The information from this article is based on an interview with Philip Williams  

Investments can often seem like an intimidating and unattainable venture for many; however, this isn’t true.  While it may seem like the only people who do it have a lot of money or are highly financially literate, investments are a financial process open to anyone. Yes, it requires some knowledge and some financial advice, but it is available to everybody and it’s something everyone, especially young people, should consider and do.   

In episode 13 of the Bankers Association of Trinidad and Tobago’s Facebook Live Series, our host, Pauline Joseph discussed with Philip Williams from Phil In The Gap, how more Trinbagonians can learn and actually consider personal investments.   

Here are some tips to get a better understanding of investing:  

  1. What is the difference between savings and investment?  

While some people think they are similar, savings and investments are very different.   Savings is money that is being put aside for more short-term financial goals, it has no risk however, it has minimal returns.  Investments, on the other hand, are more long term and position people to have a higher earning potential.  For example: (hypothetical numbers) 

If you put 3% of $2,000 into a savings account over 20 years, you would end up with around $3,600.  

If you invested that amount over 20 years, in a long-term asset returning 10%, your return would be close to $13,000.  

  1. Why Should I invest in my 20s and 30s?  

It is important to invest in your 20s and 30s to cultivate the discipline from early on.  More importantly, the sooner someone prepares for their future in their 20s-30s, they are putting themselves in a better position at achieving their financial goals later on.   

It is important to keep a balance in life, so while it is important to cultivate the discipline from early on, people in their 20s-30s can still ensure they are doing things they like, just with a bit of sacrifice.  These small sacrifices, in the beginning, will help 10-15 years in the future.   

  1. Should I invest in stocks?  

Before investing in anything it is important to assess and analyse your financial position.  This includes factors such as high credit card debt, no emergency fund, etc.  Essentially you want to assess your relationship with money and your comfort with investment.   
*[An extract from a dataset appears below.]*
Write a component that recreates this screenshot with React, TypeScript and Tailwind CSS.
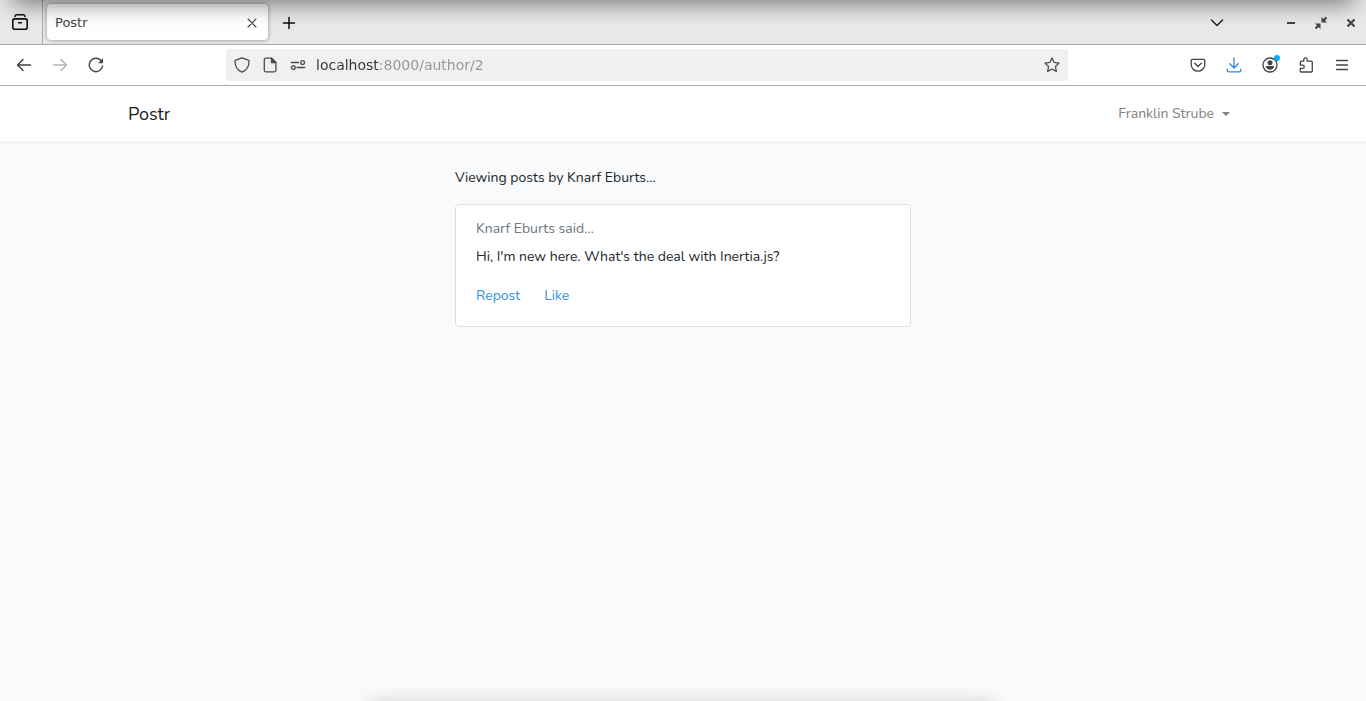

Once you have an idea about that then it is important to go to a financial consultant or stockbroker for some advice about how to move forward.  Williams suggests that one of the better investments for a new investor is a Mutual Fund.  A mutual bond is defined, as:  

A mutual fund is a type of financial vehicle made up of a pool of money collected from many investors to invest in securities like stocks, bonds, money market instruments, and other assets. Mutual funds are operated by professional money managers, who allocate the fund’s assets and attempt to produce capital gains or income for the fund’s investors. A mutual fund’s portfolio is structured and maintained to match the investment objectives stated in its prospectus. (Investopedia 

Williams suggests this for new investors as it is a balanced fund with a mix of stocks and bonds, and it is managed by someone.   That being said it is still important to monitor this quarterly to benchmark its success for you!